L’afro-responsabilité, c’est la redécouverte de notre culture et de notre histoire souvent méconnue ; c’est un discours sur l’Afrique porté par les africains eux-mêmes et qui ne sera pertinent que s’il est sous-tendu par une solide éducation à tous les niveaux.
L’afro-responsabilité, c’est aussi une plus grande responsabilité démocratique des dirigeants et des populations. A cet égard, 2011 pourra déjà servir de baromètre à travers les nombreuses échéances électorales prévues cette année d’un bout à l’autre du continent, de l’Egypte à Madagascar en passant par le Bénin, le Niger, le Tchad, la Centrafrique, le Nigéria, la République Démocratique du Congo pour ne citer que ces pays.
L’afro-responsabilité c’est aussi la prise en main sérieuse et crédible de notre développement économique et social. L’enjeu consiste à sortir de la minorité et à entrer dans la majorité pour reprendre des catégories kantiennes. Peut-on continuer de fonder nos espoirs d’émergence économique sur l’aide au développement ? Les Etats africains sont-ils prêts à relever le défi de la fiscalité, condition sine qua non d’une gestion efficace des finances publiques ? Peut-on encore se priver en Afrique francophone, un demi-siècle après les indépendances, du levier de la gestion de notre propre monnaie aujourd’hui entre les mains de la Banque de France, et par ricochet de la Banque Centrale Européenne ? Aujourd’hui la jeunesse africaine doit non seulement répondre à ces questions – et en cela constituer une véritable force de proposition –, mais aussi contribuer à la mise en place effective des solutions idoines. Pour l’Afrique, nous devons être des acteurs de changement.

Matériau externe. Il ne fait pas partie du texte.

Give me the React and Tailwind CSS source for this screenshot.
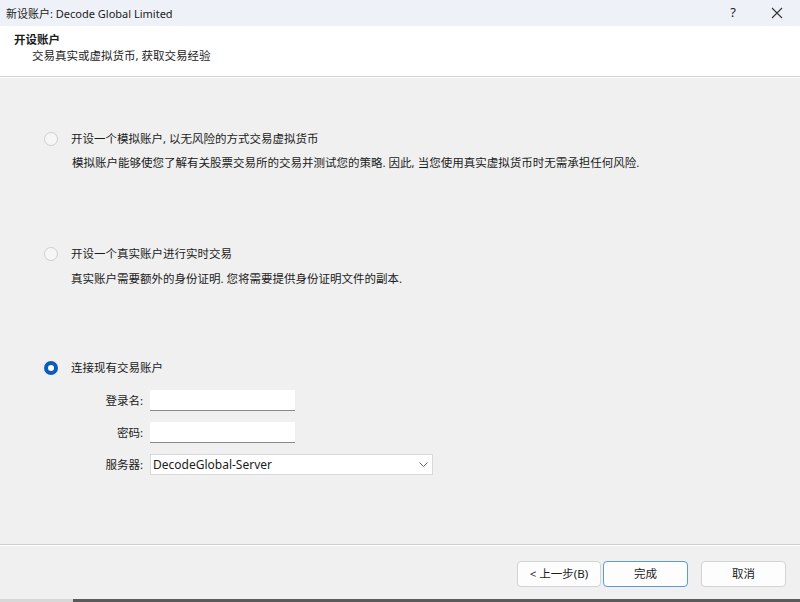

A Terangaweb – L’Afrique des idées, nous prônons donc l’afro-responsabilité. Ni afro-optimisme, ni afro-pessimisme, l’afro-responsabilité répond d’une logique différente : mieux comprendre les énormes défis auxquels fait face le continent africain afin d’œuvrer à ce qu’il puisse les relever. A cet effet, nous comptons mobiliser différentes approches analytiques, différents cadres de pensée, différents talents.